When I was a little girl, I always dreamed of one thing. Not my career, not my wedding day. My marriage. I would play pretend as Arial–only after she was married to prince Eric. I would lay awake at night imagining what my life would be like when a man committed to loving me forever would lay by my side.
I don’t exactly know why my infatuation with this way of life was so strong. All I know is that it was real. The only thing I can think of is that The Lord was preparing my heart to be stolen at a very young age. He was preparing me to be involved in a real, raw relationship at the same time as most (and myself) were learning how to make their way through college courses.
Today, I am learning to do life with another, and it is definitely not always easy. But I can genuinely say that The Lord has been preparing me for this kind of community since day one. So here it is. Marriage. A little of the “good,” a little of the “bad,” and a lot of the beautiful.
- I have someone to share my life of superhero TV shows with.
- I have a constant cuddle buddy.
- He makes me feel funny when I’m for sure not.
- His love for driving outweighs my hatred for it.
- There is double the laundry to do.
- I have to remind him of lots and lots of things.
- Every decision made must be done with someone else in mind.
- My next life move will be determined by him.
My initial inclination is to look at these and other aspects of my new married life and define them by my own comfort.
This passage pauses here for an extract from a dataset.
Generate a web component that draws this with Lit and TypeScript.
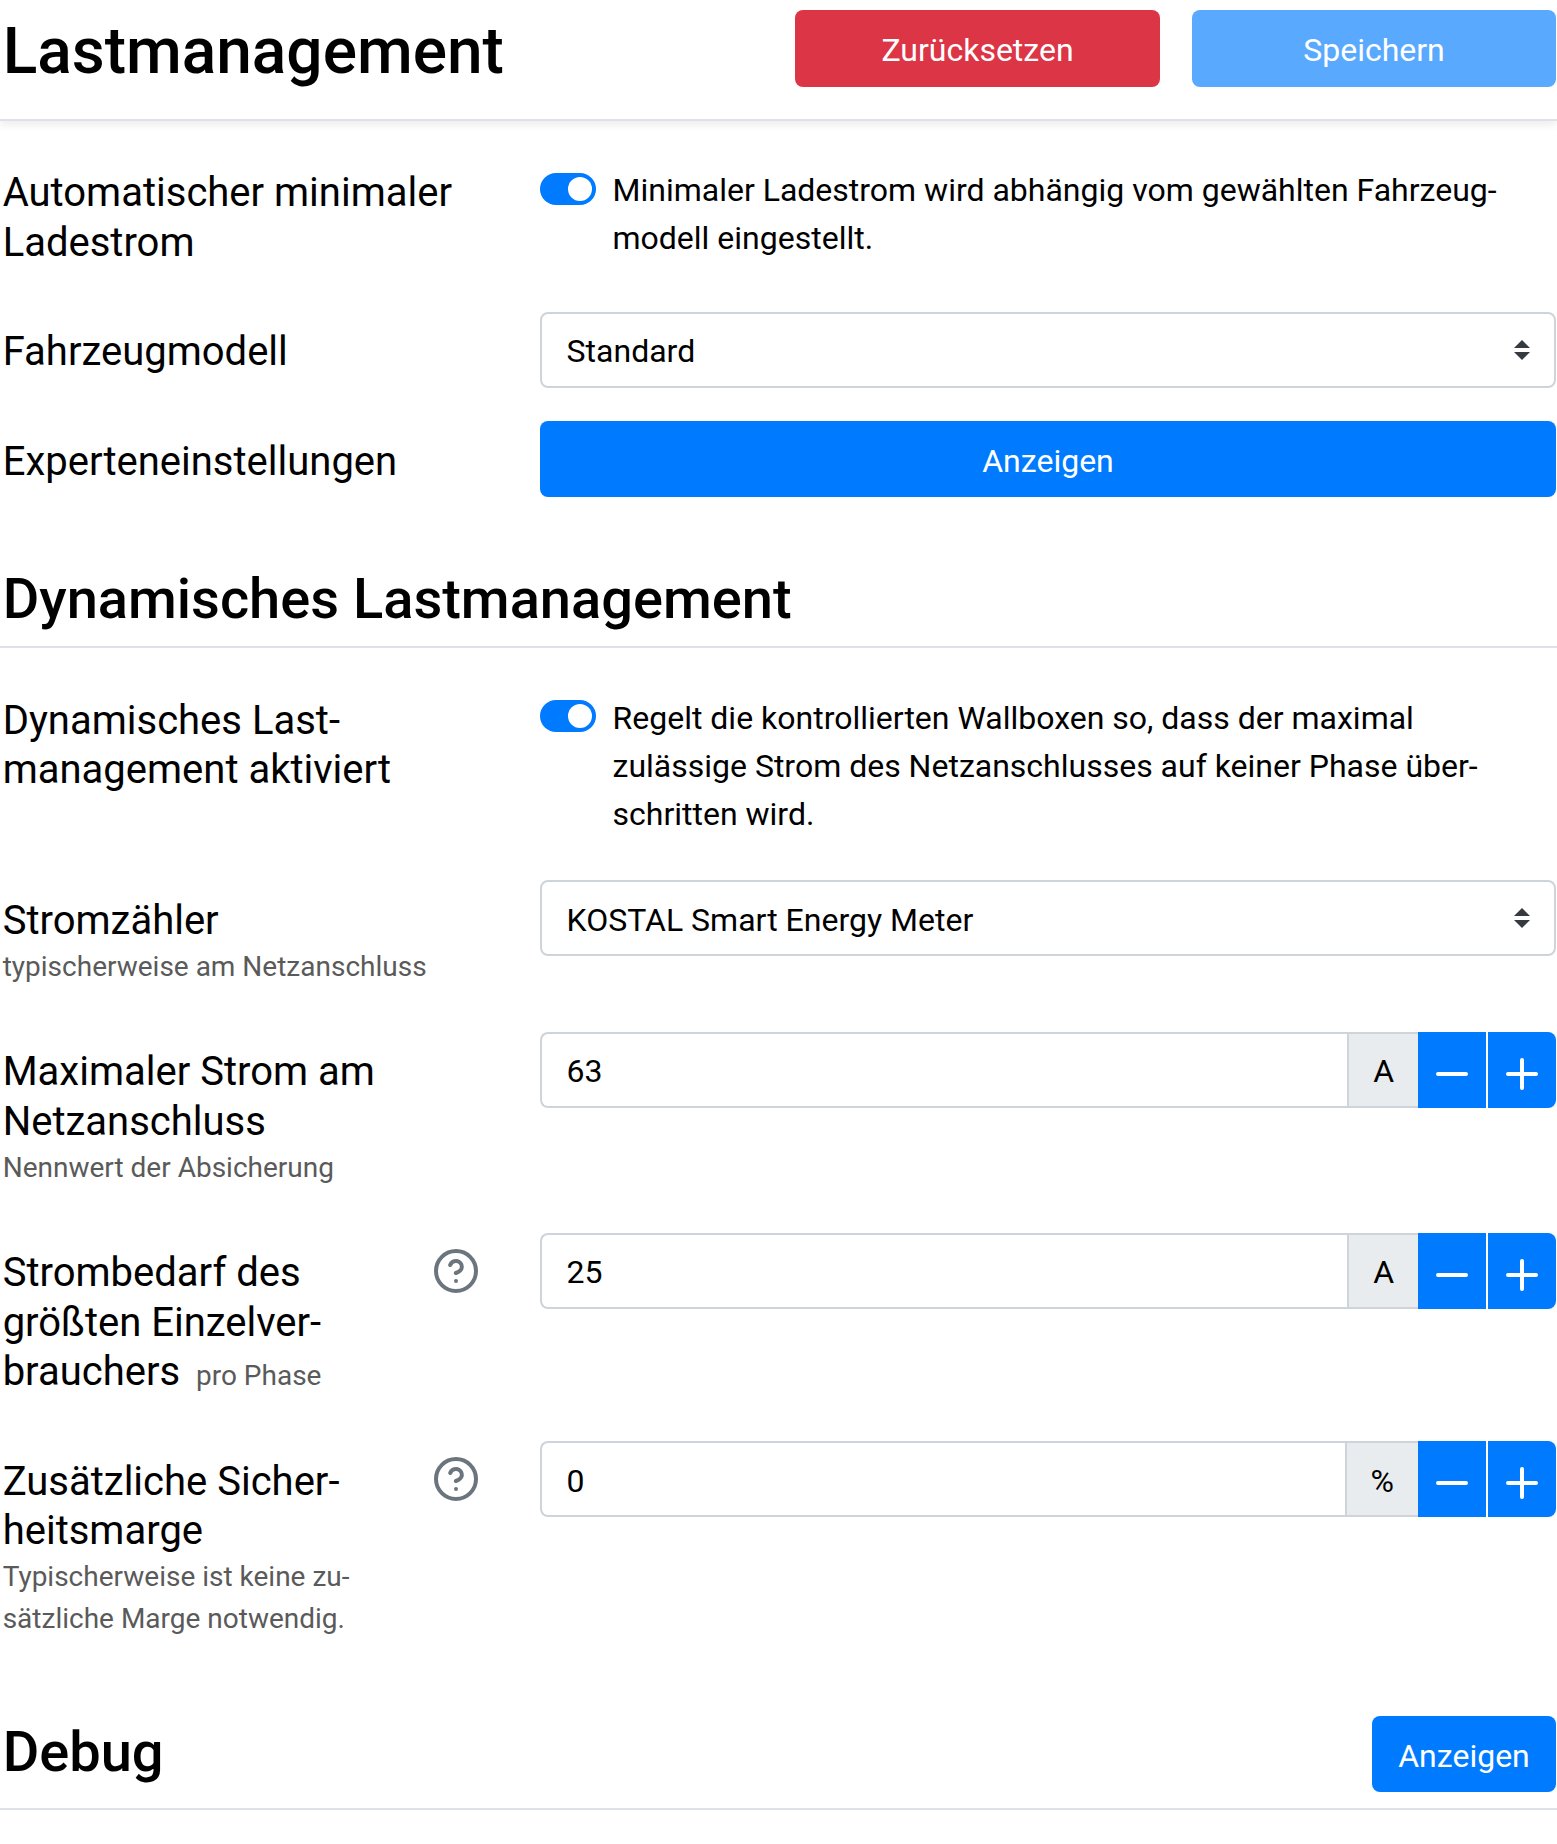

You see, it is so natural that I have love for having a best friend by my side always. It makes sense that I enjoy having an encourager and a chauffeur and a warming spirit to hold me through the good and bad moments alike.
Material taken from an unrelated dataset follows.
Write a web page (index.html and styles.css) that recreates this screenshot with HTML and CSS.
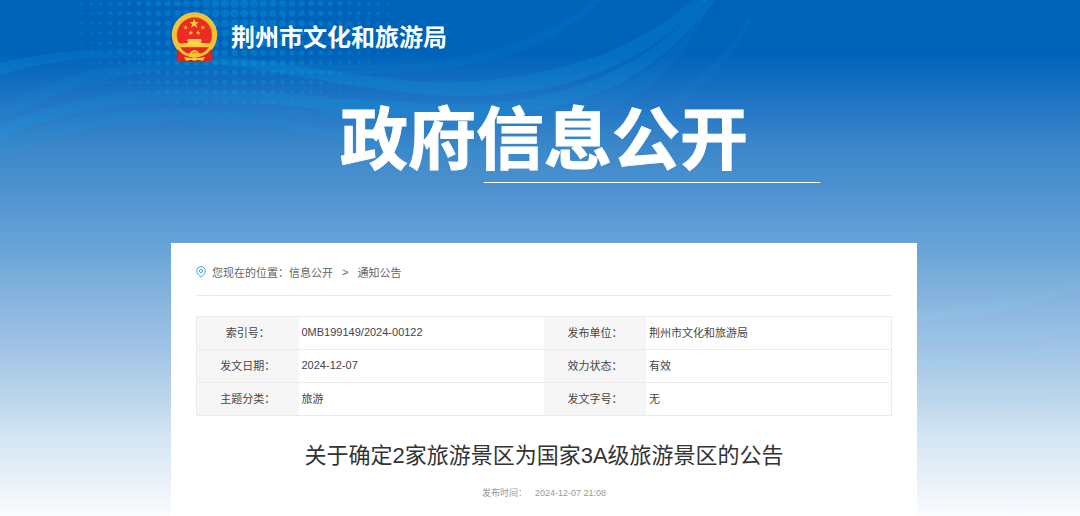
FILE: index.html
```html
<!DOCTYPE html>
<html lang="zh-CN">
<head>
<meta charset="utf-8">
<meta name="viewport" content="width=device-width, initial-scale=1">
<title>关于确定2家旅游景区为国家3A级旅游景区的公告</title>
<link rel="stylesheet" href="styles.css">
</head>
<body>
<svg class="backdrop" viewBox="0 0 1080 516" preserveAspectRatio="xMidYMin slice" aria-hidden="true">
  <defs>
    <linearGradient id="wave" x1="0" y1="0" x2="750" y2="0" gradientUnits="userSpaceOnUse">
      <stop offset="0" stop-color="#0aa5e2" stop-opacity=".2"/>
      <stop offset=".2" stop-color="#0aa5e2" stop-opacity=".1"/>
      <stop offset=".38" stop-color="#0aa5e2" stop-opacity=".2"/>
      <stop offset=".75" stop-color="#0aa5e2" stop-opacity=".2"/>
      <stop offset="1" stop-color="#0aa5e2" stop-opacity=".14"/>
    </linearGradient>
    <linearGradient id="faint" x1="0" y1="0" x2="750" y2="0" gradientUnits="userSpaceOnUse">
      <stop offset="0" stop-color="#0aa5e2" stop-opacity=".1"/>
      <stop offset="1" stop-color="#0aa5e2" stop-opacity=".07"/>
    </linearGradient>
    <linearGradient id="soft" x1="0" y1="0" x2="0" y2="1">
      <stop offset="0" stop-color="#8bd4ee" stop-opacity="0"/>
      <stop offset="1" stop-color="#8bd4ee" stop-opacity=".2"/>
    </linearGradient>
  </defs>
  <g id="dots" fill="#0aa0dc"></g>
  <g fill="url(#wave)">
    <path d="M0 63C60 48 130 46 200 53C300 63 390 85 460 82C570 78 650 40 692 0H706C655 55 580 94 470 96C380 97 290 70 190 61C110 54 50 58 0 75Z"/>
    <path d="M0 126C60 98 140 86 220 90C310 94 390 104 470 104C580 102 660 55 704 0H716C660 68 600 112 480 117C390 119 310 104 220 101C130 99 50 112 0 141Z"/>
  </g>
  <g fill="url(#faint)">
    <path d="M0 108C70 64 160 54 250 60C340 68 400 67 460 57C520 46 570 22 594 0H602C570 32 520 58 460 66C390 75 310 75 240 70C150 66 80 76 0 122Z"/>
    <path d="M0 144C70 112 150 104 230 112C320 123 400 148 470 151C590 152 700 105 748 18H752C710 108 610 164 470 160C380 155 310 127 230 122C140 115 70 126 0 160Z"/>
    <path d="M240 96C330 110 410 122 490 118C590 113 670 75 711 0C675 95 590 132 490 133C400 132 320 108 240 96Z"/>
  </g>
  <g fill="url(#soft)">
    <path d="M820 305C930 318 1020 302 1080 275V288C1010 316 910 330 820 316Z"/>
    <path d="M820 318C920 338 1010 332 1080 318V332C990 344 910 350 820 330Z"/>
    <path d="M820 345C920 363 1010 356 1080 340V352C990 368 910 374 820 357Z"/>
    <path d="M820 380C910 402 1010 400 1080 388V400C1000 414 900 412 820 392Z" opacity=".35"/>
  </g>
</svg>

<div class="page">
  <header class="site-header">
    <svg class="emblem" viewBox="18 11 140 150" aria-hidden="true">
      <path d="M36 112l-2 44 12-5 8 9h68l8-9 12 5-2-44z" fill="#d5170f"/>
      <circle cx="88" cy="80" r="68" fill="#fbc636"/>
      <circle cx="88" cy="80" r="62" fill="none" stroke="#eeae2c" stroke-width="2"/>
      <circle cx="88" cy="80" r="53" fill="#ed2b22" stroke="#d99521" stroke-width="2"/>
      <path d="M40 105h96a53 53 0 0 1-96 0z" fill="#fbc83c"/>
      <path d="M45 117h86a50 50 0 0 1-86 0z" fill="#e42a1e"/>
      <path d="M69 92h38l4 6h-3v6h13v7H55v-7h13v-6h-3z" fill="#ffd34c"/>
      <path d="M40 122q8 18 30 22l-4 15-20-1-12-2z" fill="#e0251a"/>
      <path d="M136 122q-8 18-30 22l4 15 20-1 12-2z" fill="#e0251a"/>
      <path d="M43 122q18 21 45 21t45-21" fill="none" stroke="#fbc636" stroke-width="7"/>
      <path d="M66 137q10-2 14-9 8-6 16 0 4 7 14 9-22 12-44 0z" fill="#fbc636"/>
      <path d="M80 135q8-7 16 0" fill="none" stroke="#d9701c" stroke-width="3"/>
      <path d="M56 145l22 5q10-5 20 0l22-5-7 12-16-3q-9 6-18 0l-16 3z" fill="#fcc93f"/>
      <g fill="#fbc93b">
        <path d="M87 31l4 10h10l-8 7 4 11-10-7-10 7 4-11-8-7h10z"/>
        <path d="M61 50l2 5h5l-4 3 2 6-5-4-5 4 2-6-4-3h5z"/>
        <path d="M113 50l2 5h5l-4 3 2 6-5-4-5 4 2-6-4-3h5z"/>
        <path d="M77 66l2 5h5l-4 3 2 6-5-4-5 4 2-6-4-3h5z"/>
        <path d="M99 66l2 5h5l-4 3 2 6-5-4-5 4 2-6-4-3h5z"/>
      </g>
    </svg>
    <span class="site-name">荆州市文化和旅游局</span>
  </header>

  <div class="banner">
    <h1 class="banner-title">政府信息公开</h1>
    <div class="banner-line"></div>
  </div>

  <main class="card">
    <nav class="crumbs" aria-label="您现在的位置">
      <svg class="pin" viewBox="0 0 10 12" fill="none" stroke="#35ace5" aria-hidden="true">
        <path d="M5 11.2C2.8 9.2.7 7.3.7 4.9a4.3 4.3 0 0 1 8.6 0C9.3 7.3 7.2 9.2 5 11.2z"/>
        <circle cx="5" cy="5" r="1.6"/>
      </svg>
      <span>您现在的位置：</span>
      <a href="#info">信息公开</a>
      <span class="crumb-sep">&gt;</span>
      <a href="#notice">通知公告</a>
    </nav>

    <table class="meta">
      <tr><th scope="row">索引号：</th><td>0MB199149/2024-00122</td><th scope="row">发布单位：</th><td>荆州市文化和旅游局</td></tr>
      <tr><th scope="row">发文日期：</th><td>2024-12-07</td><th scope="row">效力状态：</th><td>有效</td></tr>
      <tr><th scope="row">主题分类：</th><td>旅游</td><th scope="row">发文字号：</th><td>无</td></tr>
    </table>

    <h2 class="article-title">关于确定2家旅游景区为国家3A级旅游景区的公告</h2>
    <p class="published"><span>发布时间：</span><time datetime="2024-12-07T21:08">2024-12-07 21:08</time></p>
  </main>
</div>
<script src="dots.js"></script>
</body>
</html>
```
FILE: styles.css
```css
* {
  box-sizing: border-box;
}

html {
  min-height: 100%;
  background: #fff;
}

body {
  margin: 0;
  min-height: 100vh;
  overflow-x: hidden;
  position: relative;
  font-family: "Liberation Sans", "Noto Sans CJK SC", sans-serif;
  font-size: 11px;
  color: #444;
  background: linear-gradient(#0063ba 0, #0063ba 54px, #1f74c4 100px, #3d88ca 150px, #4d92cf 190px, #5a9ad4 215px, #65a2d6 243px, #76abd9 270px, #9fc2e5 345px, #bdd6ec 400px, #d6e6f3 440px, #ebf2fa 484px, #fafcfe 516px);
}

.backdrop {
  position: absolute;
  top: 0;
  left: 0;
  width: 100%;
  height: 516px;
}

.page {
  position: relative;
  padding-left: 8px;
}

.site-header,
.banner,
.card {
  width: 100%;
  max-width: 746px;
  margin: 0 auto;
}

.site-header {
  display: flex;
  align-items: center;
  gap: 13px;
  padding-top: 12px;
}

.emblem {
  width: 47px;
  height: 50px;
}

.site-name {
  padding-top: 2px;
  font-size: 24px;
  line-height: 32px;
  font-weight: 700;
  color: #fff;
}

.banner {
  padding: 38px 0 60px;
  color: #fff;
}

.banner-title {
  margin: 0 0 2px;
  font-size: 68px;
  line-height: 80px;
  font-weight: 700;
  text-align: center;
  -webkit-text-stroke: 1px #fff;
}

.banner-line {
  width: 45%;
  height: 1px;
  margin-left: 42%;
  background: #fff;
}

.card {
  padding: 16px 25px;
  background: #fff;
}

.crumbs {
  display: flex;
  align-items: center;
  height: 37px;
  padding-bottom: 10px;
  border-bottom: 1px solid #ebebeb;
  color: #666;
}

.crumbs a {
  color: inherit;
  text-decoration: none;
}

.pin {
  width: 10px;
  height: 12px;
  margin-right: 6px;
}

.crumb-sep {
  margin: 0 9px;
}

.meta {
  width: 100%;
  margin-top: 20px;
  table-layout: fixed;
  border-collapse: collapse;
  border: 1px solid #ebebeb;
}

.meta tr {
  height: 33px;
  border-bottom: 1px solid #ebebeb;
}

.meta th,
.meta td {
  padding: 0 3px 2px;
}

.meta th {
  width: 102px;
  font-weight: 400;
  text-align: center;
  background: #f6f6f6;
}

.article-title {
  margin: 24px 0 0;
  font-size: 22px;
  line-height: 32px;
  font-weight: 400;
  text-align: center;
  color: #333;
}

.published {
  display: flex;
  justify-content: center;
  gap: 8px;
  margin: 14px 0 0;
  font-size: 9px;
  line-height: 14px;
  color: #999;
}
```
FILE: dots.js
```js
// Halftone dots that shrink away from the top of the banner.
const group = document.getElementById("dots");
for (let row = 0; row < 19; row++) {
  for (let col = 0; col < 45; col++) {
    const x = 5 + col * 9.57;
    const y = 3.5 + row * 9.87;
    const d = Math.hypot((x - 236) / 212, y / 185);
    const r = 4.6 * (1 - d);
    if (r < 0.3) continue;
    const dot = document.createElementNS("http://www.w3.org/2000/svg", "circle");
    dot.setAttribute("cx", x);
    dot.setAttribute("cy", y);
    dot.setAttribute("r", r);
    dot.setAttribute("opacity", 0.36 - d * 0.1);
    group.appendChild(dot);
  }
}
```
It also makes sense that I become annoyed I by having to do double the laundry twice as often. It makes sense that I dislike having to work my schedule around him or having to move away from my home because of his job or that I have to remind him things I think he should already know. My inclination is to dislike what is uncomfortable. My sin nature tells me that these things are not natural. I am young. Should I not spend time chasing my own aspirations?
But when I put away these notions, I come to a stark realization: Both the good and the bad make this journey far more beautiful than I could have ever imagined.
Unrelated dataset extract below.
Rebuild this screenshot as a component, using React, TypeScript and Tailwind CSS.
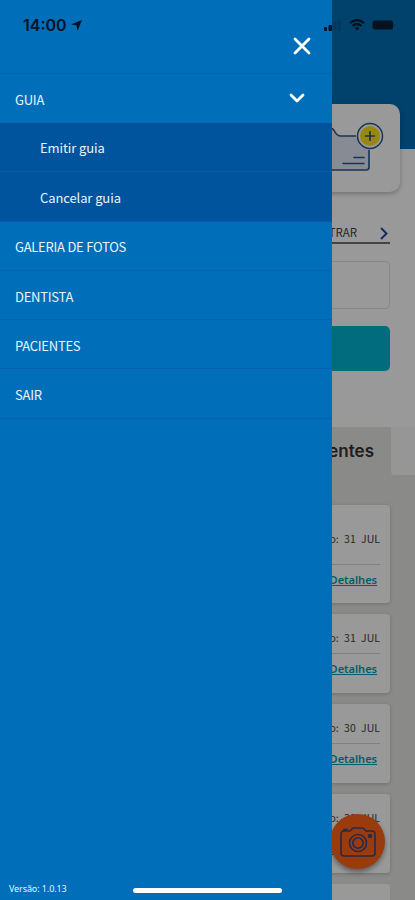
import clsx from "clsx";
import { ChevronDown, X } from "lucide-react";

interface Visit {
  date: string;
  tall?: boolean;
}

const visits: Visit[] = [
  { date: "31 JUL", tall: true },
  { date: "31 JUL" },
  { date: "30 JUL" },
  { date: "30 JUL" },
];

const guiaItems = ["Emitir guia", "Cancelar guia"];
const menuItems = ["GALERIA DE FOTOS", "DENTISTA", "PACIENTES", "SAIR"];

export default function App() {
  return (
    <div className="relative h-[900px] w-[415px] overflow-hidden bg-white font-['Noto_Sans_CJK_SC','Noto_Sans',sans-serif]">
      <HomePage />
      <div className="absolute inset-0 bg-black/40" />
      <Drawer />
      <StatusBar />
      <div className="absolute bottom-[7px] left-[133px] h-[5px] w-[149px] rounded-full bg-white" />
    </div>
  );
}

function HomePage() {
  return (
    <main className="flex h-full flex-col">
      <header className="h-[149px] shrink-0 bg-[#006eb5]" />
      <section className="mx-[15px] -mt-[45px] flex h-[88px] shrink-0 items-start justify-end rounded-[10px] bg-white shadow-[0_2px_5px_rgba(0,0,0,0.25)]">
        <FolderIcon />
      </section>

      <div className="mx-[25px] mt-[30px] flex h-[22px] shrink-0 items-center justify-end border-b-2 border-[#707070] text-[11.5px] text-[#444]">
        <span className="mr-[23px] pt-[2px]">FILTRAR</span>
        <svg
          className="mt-[3px] mr-[2px] h-[13px] w-2"
          viewBox="0 0 8 13"
          fill="none"
          stroke="#254b9e"
          strokeWidth="2"
        >
          <path d="M1 1l5.5 5.5L1 12" />
        </svg>
      </div>
      <div className="mx-[25px] mt-[17px] h-12 shrink-0 rounded border border-[#e3e3e3]" />
      <button className="mx-[25px] mt-[17px] h-[45px] shrink-0 rounded-[5px] bg-[#00b5d0]" />

      <section className="mt-14 flex flex-1 flex-col bg-[#e7e7e4]">
        <div className="flex h-12 shrink-0">
          <h2 className="flex w-[391px] items-center justify-end pt-px pr-[17px] font-['Inter',sans-serif] text-[17px] font-semibold text-[#333]">
            Pacientes
          </h2>
          <div className="flex-1 rounded-bl-[4px] bg-[#fafafa]" />
        </div>
        <div className="mx-[25px] mt-[30px] flex flex-col gap-[11px]">
          {visits.map((visit, i) => (
            <VisitCard key={i} visit={visit} />
          ))}
          <div className="h-20 rounded bg-white" />
        </div>
      </section>
      <CameraButton />
    </main>
  );
}

function VisitCard({ visit }: { visit: Visit }) {
  return (
    <article
      className={clsx(
        "flex shrink-0 flex-col rounded bg-white px-[10px] shadow-[0_1px_4px_rgba(0,0,0,0.2)]",
        visit.tall ? "h-[98px] pt-[20px]" : "h-[79px] pt-[10px]",
      )}
    >
      <p className="flex h-[29px] items-center justify-end pb-px text-[10.5px] [word-spacing:3px] text-[#444]">
        Solicitação: {visit.date}
      </p>
      <div className={clsx("border-t border-[#d8d8d8]", visit.tall && "mt-[10px]")} />
      <a className="mt-[7px] mr-[3px] self-end font-['Noto_Sans',sans-serif] text-[11px] leading-4 font-semibold text-[#009db4] underline">
        Detalhes
      </a>
    </article>
  );
}

function FolderIcon() {
  return (
    <svg className="mt-[14px] mr-[12px] h-[62px] w-[88px]" viewBox="0 0 88 62" fill="none">
      <path d="M2 53V18q0-8 8-8h20q3 0 5 4t5 4h30v34H2" fill="#e1e9f7" />
      <path
        d="M2 53V18q0-8 8-8h20q3 0 5 4t6 4h15M69 32v17q0 3-3 3H2"
        stroke="#28588c"
        strokeWidth="1.6"
      />
      <path d="M54 39.5h10M43 45.5h21" stroke="#28588c" strokeWidth="1.5" strokeLinecap="round" />
      <circle cx="70" cy="18" r="12.5" fill="#fff" stroke="#28588c" strokeWidth="1.5" />
      <circle cx="70" cy="18" r="10" fill="#ffe21e" />
      <path d="M70 13v10M65 18h10" stroke="#28588c" strokeWidth="1.7" />
    </svg>
  );
}

function CameraButton() {
  return (
    <button className="absolute top-[814px] left-[330px] grid size-[55px] place-items-center rounded-full bg-[#ff6317] shadow-[0_3px_5px_rgba(0,0,0,0.4)]">
      <svg className="size-10" viewBox="0 0 40 40" fill="none" stroke="#434477" strokeWidth="1.6">
        <path
          d="M6 9h6l3-3h10l3 3h6q3 0 3 3v19q0 3-3 3H6q-3 0-3-3V12q0-3 3-3Z"
          strokeLinejoin="round"
        />
        <path d="M6 9V7.5h4" />
        <circle cx="20" cy="21" r="8.5" />
        <circle cx="20" cy="21" r="5.2" />
        <circle cx="32" cy="14" r="1.5" fill="#434477" />
      </svg>
    </button>
  );
}

function Drawer() {
  return (
    <nav className="absolute inset-y-0 left-0 flex w-[332px] flex-col bg-[#006eb8] text-[13px] tracking-[-0.25px] text-[#e8f5fd]">
      <div className="flex h-[74px] shrink-0 items-center justify-end border-b border-[#0065ae] pt-[19px] pr-4">
        <X className="size-7 text-white" strokeWidth={2.4} />
      </div>
      <div className="flex h-[49px] shrink-0 items-center justify-between px-[15px]">
        <span className="pt-[2px]">GUIA</span>
        <ChevronDown className="-mt-[2px] mr-[8px] size-6 text-white" strokeWidth={2.8} />
      </div>
      <ul className="bg-[#00539d] tracking-[-0.1px]">
        {guiaItems.map((item) => (
          <li
            key={item}
            className="flex h-[49.3px] items-center border-b border-[#075ba5] pt-[2px] pl-10"
          >
            {item}
          </li>
        ))}
      </ul>
      <ul>
        {menuItems.map((item) => (
          <li
            key={item}
            className="flex h-[49.3px] items-center border-b border-[#0065ae] pt-[3px] pl-[15px]"
          >
            {item}
          </li>
        ))}
      </ul>
      <p className="mt-auto mb-[3px] pl-[9px] font-['Noto_Sans',sans-serif] text-[9px] leading-4 tracking-[-0.1px]">
        Versão: 1.0.13
      </p>
    </nav>
  );
}

function StatusBar() {
  return (
    <div className="absolute inset-x-0 top-[15px] flex h-5 items-center justify-between pr-5 pl-[23px] text-[#06121f]">
      <div className="flex items-center gap-1 font-['Inter',sans-serif] text-[16px] font-semibold">
        14:00
        <svg className="size-[11px]" viewBox="0 0 11 11" fill="currentColor">
          <path d="M11 0 6.5 11 5.5 5.5 0 4.5Z" />
        </svg>
      </div>
      <div className="flex items-center gap-[7px]">
        <svg className="h-[11px] w-[18px]" viewBox="0 0 18 11" fill="currentColor">
          <rect x="0" y="7" width="3" height="4" rx="1" />
          <rect x="4.5" y="5" width="3.5" height="6" rx="1" />
          <rect x="9.5" y="2" width="3" height="9" rx="1" opacity=".2" />
          <rect x="14" y="0" width="3" height="11" rx="1" opacity=".2" />
        </svg>
        <svg
          className="h-[12px] w-[16px]"
          viewBox="0 0 16 12"
          fill="none"
          stroke="currentColor"
          strokeWidth="2.3"
        >
          <path d="M1 4.2Q8-2 15 4.2M3.5 7Q8 3 12.5 7" />
          <path d="M8 11.5 5.5 9Q8 7 10.5 9Z" fill="currentColor" stroke="none" />
        </svg>
        <svg className="h-[10px] w-[23px]" viewBox="0 0 23 10">
          <rect x=".5" y=".5" width="20.5" height="9" rx="2.5" fill="currentColor" />
          <path d="M22 3.5v3" stroke="currentColor" opacity=".5" />
        </svg>
      </div>
    </div>
  );
}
It only proves the point that The Lord has been showing me so vividly in the last few months. We are created for community. Let me be clear. Community does not always look like a marriage. I do believe that God prepared me for this relationship so specifically, but that does not mean that it is what He is preparing everyone for in this moment. Community can look like family, friends, co-workers, and for followers of Jesus, the Church. By doing life with others, others we recognize are not perfect, we are so much more inclined to put our trust in the only One who truly is perfect.
There are two truths we have to hold fast to in the relationships we hold.
- He/She is not going to complete me.
- This relationship will be used to refine me.
Doing life with someone does not mean weighing the best and worst parts to figure out if it’s something worth our time. It is looking at these two aspects and recognizing that no matter how amazing or hard this relationship may be, it is being beautifully used to strengthen our own walks. Yes, there is more laundry to do, but it is teaching me humility in the minor tasks. Yes, I have to help him in areas he falls short, but what I reminder that I too, and more often, fall short. Yes, I have to put my own plans and desires on the back burner, but I also get to see someone the love of my life thrive.
None of these things are of my own doing, but of my Savior’s provision. And through all the trials marriage my bring, God has been so faithful to show me what He is doing in both Austin’s life, my life, and our life together.